I trained the agent following the standard Unity ML process. I installed mlagents to a virtual environment and activated the env in the console. I set up configuration yaml file using the docs to help me choose hyperparameters. From the console prompt, I used the config file and mlagents-learn call:

mlagents-learn tictactoe.yaml — run-id=ttt21

The results can be monitored form TensorBoard, which Unity ML makes easy to utilize.

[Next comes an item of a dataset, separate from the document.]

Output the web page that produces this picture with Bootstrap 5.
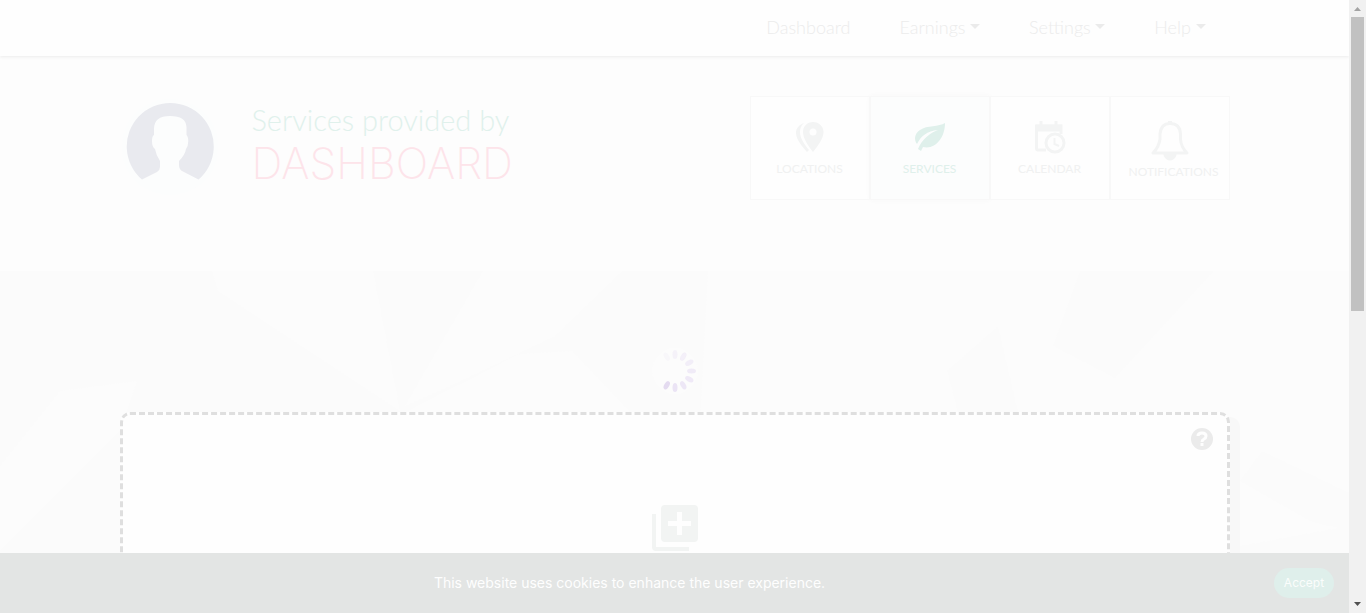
<!DOCTYPE html>
<html lang="en">
<head>
<meta charset="utf-8">
<meta name="viewport" content="width=device-width, initial-scale=1">
<title>Services dashboard</title>
<link href="https://cdn.jsdelivr.net/npm/bootstrap@5.3.0/dist/css/bootstrap.min.css" rel="stylesheet">
<style>
  body { background: #fdfdfd; font-family: Lato, sans-serif; }
  .page-wrap { padding-left: 15px; padding-right: 15px; }
  .top-bar { background: #fefefe; height: 56px; box-shadow: 0 1px 3px #ececec; padding: 0 0 2px; z-index: 2; }
  .top-bar .nav-link { color: #ececec; font-size: 18px; line-height: 24px; font-weight: 300; padding: 0 24px 0 25px; }
  .top-bar .dropdown-toggle::after { border-top: 5px solid #ebebeb; border-left: 5px solid transparent; border-right: 5px solid transparent; }
  .hero { padding-top: 40px; height: 215px; }
  .avatar { width: 100px; height: 100px; }
  .hero-sub { color: #e0f1ec; font-size: 29px; line-height: 32px; font-weight: 300; }
  .hero-title { color: #fde4ea; font-family: Inter, sans-serif; font-size: 43px; line-height: 54px; font-weight: 200; }
  .tile { width: 120px; height: 104px; background: #fefefe; border: 1px solid #f8f8f8; color: #f0f1f1; font-size: 12px; line-height: 20px; text-decoration: none; }
  .tile.active { background: #fcfdfd; color: #dff0eb; box-shadow: 0 0 6px #f8f8f8; }
  .stage { background: #fbfbfb; }
  .facets { position: absolute; inset: 0; width: 100%; height: 342px; }
  .loader { padding: 76px 0 16px; }
  .drop-card { background: #fefefe; border: 3px dashed #dfdfdf; border-radius: 10px; box-shadow: 10px 5px 0 #f8f8f8; height: 420px; }
  .icon-btn { background: none; border: 0; padding: 0; line-height: 0; }
  .help-btn { padding: 13px 14px 0; }
  .add-btn { margin-top: 54px; }
  .cookie-bar { background: #e3e5e4; height: 60px; color: #fefefe; font-size: 14px; font-family: Inter, sans-serif; z-index: 3; padding: 0 15px 0 0; }
  .cookie-text { padding: 0 15px 2px 0; }
  .accept-btn { background: #dfefeb; color: #fbfdfc; width: 60px; height: 30px; border: 0; border-radius: 15px; font-size: 12px; line-height: 18px; padding: 0; }
  .rail { width: 17px; background: #f1f1f1; }
  .rail-arrow { height: 17px; line-height: 0; }
  .rail-thumb { width: 13px; height: 294px; background: #c1c1c1; }
</style>
</head>
<body>
<div class="d-flex vh-100 overflow-hidden">
  <div class="flex-grow-1 position-relative overflow-hidden">
    <nav class="navbar top-bar position-relative">
      <div class="container page-wrap justify-content-end">
        <ul class="nav">
          <li class="nav-item"><a class="nav-link" href="#">Dashboard</a></li>
          <li class="nav-item dropdown"><a class="nav-link dropdown-toggle" href="#" role="button" data-bs-toggle="dropdown">Earnings</a></li>
          <li class="nav-item dropdown"><a class="nav-link dropdown-toggle" href="#" role="button" data-bs-toggle="dropdown">Settings</a></li>
          <li class="nav-item dropdown"><a class="nav-link dropdown-toggle" href="#" role="button" data-bs-toggle="dropdown">Help</a></li>
        </ul>
      </div>
    </nav>

    <header class="hero">
      <div class="container page-wrap d-flex justify-content-between align-items-start">
        <div class="d-flex">
          <svg class="avatar" viewBox="0 0 100 100" aria-hidden="true">
            <circle cx="50" cy="51" r="48" fill="#fcfdfd"/>
            <path d="M22 83.500A43.500 43.500 0 1 1 78.500 83.500L62 75Q59 73 59 69V65Q65 59 66 53Q69 49 68 42Q67 39 66.500 39V31Q66 20 50 20Q34 20 34 33V39Q32 40 32 45Q32 51 35 53Q36 59 40 65V71Q40 74 37 76Z" fill="#e9eaef"/>
          </svg>
          <div class="ms-4 ps-2 pt-2">
            <div class="hero-sub">Services provided by</div>
            <h1 class="hero-title m-0">DASHBOARD</h1>
          </div>
        </div>
        <nav class="d-flex" aria-label="Sections">
          <a href="#" class="tile d-flex flex-column align-items-center pt-4">
            <svg class="mb-1" width="30" height="34" viewBox="0 0 30 34" fill="#f3f4f4" aria-hidden="true">
              <path fill-rule="evenodd" d="M18 1C12 1 8 5.500 8 11C8 18 14 26 18 31C22 26 28.500 18 28.500 11C28.500 5.500 24 1 18 1ZM18 7.500A3.500 3.500 0 1 1 18 14.500A3.500 3.500 0 1 1 18 7.500Z"/>
              <path d="M9 2C4 4 1 7 1 12C1 19 8 26 12 31L14 29C9 23 5 17 5 11C5 7 6 5 9 2Z"/>
            </svg>LOCATIONS</a>
          <a href="#" class="tile active d-flex flex-column align-items-center pt-4">
            <svg class="mb-1" width="32" height="34" viewBox="0 0 32 34" fill="#dff0eb" aria-hidden="true">
              <path d="M31 2C25 6 13 4 6 9C0 13 0 19 3 23C7 15 13 10 24 9C16 12 8 18 4 28L7 30L9 26C21 29 31 17 31 2Z"/>
            </svg>SERVICES</a>
          <a href="#" class="tile d-flex flex-column align-items-center pt-4">
            <svg class="mb-1" width="32" height="34" viewBox="0 0 32 34" fill="none" stroke="#f3f4f4" aria-hidden="true">
              <path d="M12 29H4Q2.500 29 2.500 27V5H27V13" stroke-width="3"/>
              <path d="M2 7H28" stroke-width="7"/><path d="M7 0V4M22 0V4" stroke-width="3"/>
              <circle cx="21" cy="22" r="9" stroke-width="3" fill="#fefefe"/><path d="M20.500 17V23L25 25" stroke-width="2"/>
            </svg>CALENDAR</a>
          <a href="#" class="tile d-flex flex-column align-items-center pt-4">
            <svg width="40" height="41" viewBox="0 0 40 41" fill="none" stroke="#f3f4f4" stroke-width="3" aria-hidden="true">
              <path d="M3 32Q9 26 10 18V13Q11 2.500 20 2.500Q30 2.500 30.500 13V18Q31 26 37 32Z" stroke-linejoin="round"/>
              <path d="M20 0V3" stroke-width="4"/><path d="M14 33A6 6 0 0 0 26 33Z" fill="#f3f4f4" stroke-width="1"/>
            </svg><span class="ps-2">NOTIFICATIONS</span></a>
        </nav>
      </div>
    </header>

    <main class="stage position-relative">
      <svg class="facets" viewBox="0 0 1349 342" preserveAspectRatio="none" fill="#fcfcfc" aria-hidden="true">
        <path d="M212 0H373L400 140L218 20Z M483 0H622L555 65L450 115L405 135Z M520 83L572 80L630 141H405Z M708 0H1349V342H690Z M0 195L60 120L137 110L120 160L0 280Z"/>
        <g fill="#fbfbfb"><path d="M1080 0H1214L1115 107L1053 75Z M998 55L1018 141H958L947 100Z M1240 210L1262 180L1349 222V260L1310 250Z M1240 275L1349 255V342H1240Z"/></g>
      </svg>
      <div class="container page-wrap position-relative">
        <div class="loader text-center lh-1" role="status" aria-label="Loading">
          <svg class="d-block mx-auto" width="48" height="49" viewBox="-24 -24 48 49" fill="#ebe4f5">
            <circle r="23" fill="#fcfcfc"/>
            <ellipse cy="-16.500" rx="2.500" ry="4.500" opacity=".4"/>
            <ellipse cy="-16.500" rx="2.500" ry="4.500" transform="rotate(30)" opacity=".5"/>
            <ellipse cy="-16.500" rx="2.500" ry="4.500" transform="rotate(60)" opacity=".6"/>
            <ellipse cy="-16.500" rx="2.500" ry="4.500" transform="rotate(90)" opacity=".7"/>
            <ellipse cy="-16.500" rx="2.500" ry="4.500" transform="rotate(120)" opacity=".8"/>
            <ellipse cy="-16.500" rx="2.500" ry="4.500" transform="rotate(150)" opacity=".9"/>
            <ellipse cy="-16.500" rx="2.500" ry="4.500" transform="rotate(180)"/>
            <ellipse cy="-16.500" rx="2.500" ry="4.500" transform="rotate(210)" fill="#e4dbf0"/>
            <ellipse cy="-16.500" rx="2.500" ry="4.500" transform="rotate(330)" opacity=".2"/>
          </svg>
        </div>
        <section class="drop-card d-flex flex-column">
          <button type="button" class="icon-btn help-btn align-self-end" aria-label="Help">
            <svg width="22" height="22" viewBox="0 0 22 22"><circle cx="11" cy="11" r="11" fill="#ebebeb"/><path d="M7 8Q7 5 11 5Q15 5 15 8Q15 10 13 11Q11 12 11 14" fill="none" stroke="#fefefe" stroke-width="3"/><rect x="9.500" y="15" width="3" height="3" fill="#fefefe"/></svg>
          </button>
          <button type="button" class="icon-btn add-btn align-self-center" aria-label="Add service">
            <svg width="48" height="48" viewBox="0 0 48 48" fill="#f2f4f3"><path fill-rule="evenodd" d="M14 1H43Q47 1 47 5V34Q47 38 43 38H14Q10 38 10 34V5Q10 1 14 1ZM26 8V17H17V22H26V31H31V22H40V17H31V8Z"/><path d="M1 10H5V43H38V47H5Q1 47 1 43Z"/></svg>
          </button>
        </section>
      </div>
    </main>

    <div class="cookie-bar position-absolute bottom-0 start-0 end-0 d-flex align-items-center">
      <div class="cookie-text flex-grow-1 text-center">This website uses cookies to enhance the user experience.</div>
      <button type="button" class="accept-btn">Accept</button>
    </div>
  </div>

  <div class="rail flex-shrink-0 d-flex flex-column align-items-center" aria-hidden="true">
    <div class="rail-arrow"><svg width="17" height="17"><path d="M5 11H12L8.500 7Z" fill="#a3a3a3"/></svg></div>
    <div class="rail-thumb"></div>
    <div class="rail-arrow mt-auto"><svg width="17" height="17"><path d="M5 6H12L8.500 10Z" fill="#505050"/></svg></div>
  </div>
</div>
<script src="https://cdn.jsdelivr.net/npm/bootstrap@5.3.0/dist/js/bootstrap.bundle.min.js"></script>
</body>
</html>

I went through about 21 testing runs before I debugged things well enough to get my code to work. I had a number of issues I had to fix. I used bad observations (at first I didn’t have the team ID as an observation and then I accidentally copied over a game object that made the agent rely on visual observations). I failed to sync the agents properly with the game board (my agents were acting 100’s of times per tic-tac-toe game). My agents picked moves on the game board where there were pieces rather than empty squares (in order to avoid losing). Also, my attempt to fix the Heuristic() function caused an issue with the overall RL loop.

Questions

What are the best practices for a turn-based env? Are there any examples?
How do I see the observations my agent is seeing?
How should I be calling RequestDecision()?
Why does my episode length statistic not match what the agent in the tic-tac-toe game is doing?
How should I being using the Academy singleton? Prior versions emphasized this but I’m not seeing much usage of this in the current docs or Unity ML 1.0.
WTF am I doing wrong with the Heuristic() function? Why is my OnActionReceived() constantly being called with prior actions when the Heuristic option is activated?

Next Steps

Up next I’m going to try a GridWorld type env and maybe a maze type env in an old Unity game I made years ago. If I can get those to work I’m going to try some simple applications to a turn-based strategy game. Meanwhile, I’m going to do some more research on Unity ML (in particular the actual code, more examples, and the forums) to try to figure out the best practices and get a better understanding. I hope despite my weaknesses and lack of knowledge with Unity ML that this post helps.